Swedish newspaper redesigns based on reader input


Dagens Nyheter, a national newspaper in Sweden, wanted to revitalise its print edition, increase reader loyalty, and generate a bigger audience.

Johan Othelius, DN’s marketing and sales director, presented the process and success of re-envisioning the newspaper Sunday in a “brainsnack” presentation at the 82nd INMA World Congress.

When the editors of DN talked about redesigning their newspaper, they knew it went further than changing content.

“It all starts with the readers,” Othelius said.

The DN asked 20,000 readers for their opinions on the newspaper a year before the design would launch. The paper wanted support from its readers as much as their opinions, and the results were remarkable. It led to the print edition’s biggest makeover in more than 30 years.  
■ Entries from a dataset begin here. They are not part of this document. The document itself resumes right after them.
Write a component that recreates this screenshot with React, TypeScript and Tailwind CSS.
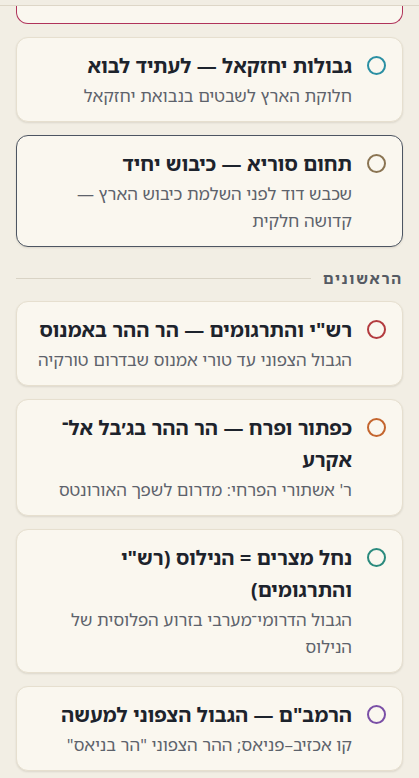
import React from 'react';

interface Opinion {
  title: string;
  desc: string;
  ring: string;
  border?: string;
}

const upper: Opinion[] = [
  {
    title: 'גבולות יחזקאל — לעתיד לבוא',
    desc: 'חלוקת הארץ לשבטים בנבואת יחזקאל',
    ring: 'border-[#2a8fa3]',
  },
  {
    title: 'תחום סוריא — כיבוש יחיד',
    desc: 'שכבש דוד לפני השלמת כיבוש הארץ — קדושה חלקית',
    ring: 'border-[#8a7452]',
    border: 'border-[#4d5562]',
  },
];

const rishonim: Opinion[] = [
  {
    title: 'רש"י והתרגומים — הר ההר באמנוס',
    desc: 'הגבול הצפוני עד טורי אמנוס שבדרום טורקיה',
    ring: 'border-[#b33b3f]',
  },
  {
    // zero-width space lets the line break after the maqaf
    title: 'כפתור ופרח — הר ההר בג׳בל אל־\u200Bאקרע',
    desc: "ר' אשתורי הפרחי: מדרום לשפך האורונטס",
    ring: 'border-[#c4652e]',
  },
  {
    title: 'נחל מצרים = הנילוס (רש"י והתרגומים)',
    desc: 'הגבול הדרומי־מערבי בזרוע הפלוסית של הנילוס',
    ring: 'border-[#2a8a7d]',
  },
  {
    title: 'הרמב"ם — הגבול הצפוני למעשה',
    desc: 'קו אכזיב–פניאס; ההר הצפוני "הר בניאס"',
    ring: 'border-[#7a4fa6]',
  },
];

const OpinionCard: React.FC<{ item: Opinion }> = ({ item }) => (
  <div
    className={`flex items-start gap-[15px] rounded-xl border bg-[#faf7ef] px-4 py-3 shadow-[0_1px_2px_rgba(60,50,30,0.12)] ${
      item.border ?? 'border-[#e6dfcf]'
    }`}
  >
    <span className={`mt-[6px] h-[19px] w-[19px] shrink-0 rounded-full border-2 ${item.ring}`}></span>
    <div className="flex min-w-0 flex-col">
      <div className="text-[20px] font-bold leading-[32px] text-[#1d232c]">{item.title}</div>
      <div className="text-[17px] leading-[27px] text-[#5d626b]">{item.desc}</div>
    </div>
  </div>
);

export default function App() {
  return (
    <div
      dir="rtl"
      className="min-h-screen bg-[#f2eee4] pb-6"
      style={{ fontFamily: '"Noto Sans Hebrew", "Noto Sans", "DejaVu Sans", sans-serif' }}
    >
      <div className="h-[6px] border-b border-[#ddd6c7] bg-[#f1ede3]"></div>

      <div className="flex flex-col gap-[13px] px-4">
        {/* tail of the card above, scrolled under the header */}
        <div className="h-[18px] rounded-b-xl border border-t-0 border-[#b0335a] bg-[#faf7ef]"></div>

        {upper.map((o) => (
          <OpinionCard key={o.title} item={o} />
        ))}

        <div className="mt-[8px] flex items-center gap-3">
          <span className="whitespace-nowrap text-[15px] font-bold leading-5 tracking-[1.8px] text-[#555a63]">
            הראשונים
          </span>
          <span className="h-px flex-1 bg-[#d9d3c5]"></span>
        </div>

        {rishonim.map((o) => (
          <OpinionCard key={o.title} item={o} />
        ))}
      </div>
    </div>
  );
}
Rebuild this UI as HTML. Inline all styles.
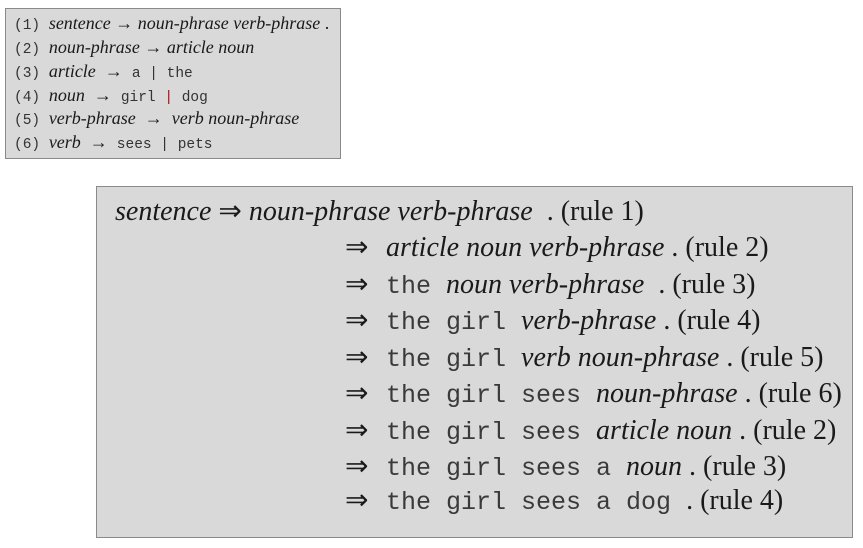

Before the launch of the redesign, DN ran a series of 18 advertisements featuring a picture and quote of some of those who gave their opinions in the survey. 

“Having them share with other readers was key,” Othelius said.

The new design launched in September 2011. It featured a section about Stockholm, because readers indicated they wanted more local news about the city, despite the fact DN is read nationally. They also altered focus on certain content and completely redesigned the front of the newspaper.

DN wanted readers to know their opinion mattered. After the launch, they set up tents to talk to readers about the changes and celebrated with those who originally gave their ideas.

As a result of the change, DN gained 60,000 new readers and 40,000 new subscribers.  DN also became recognised for the new look of the newspaper.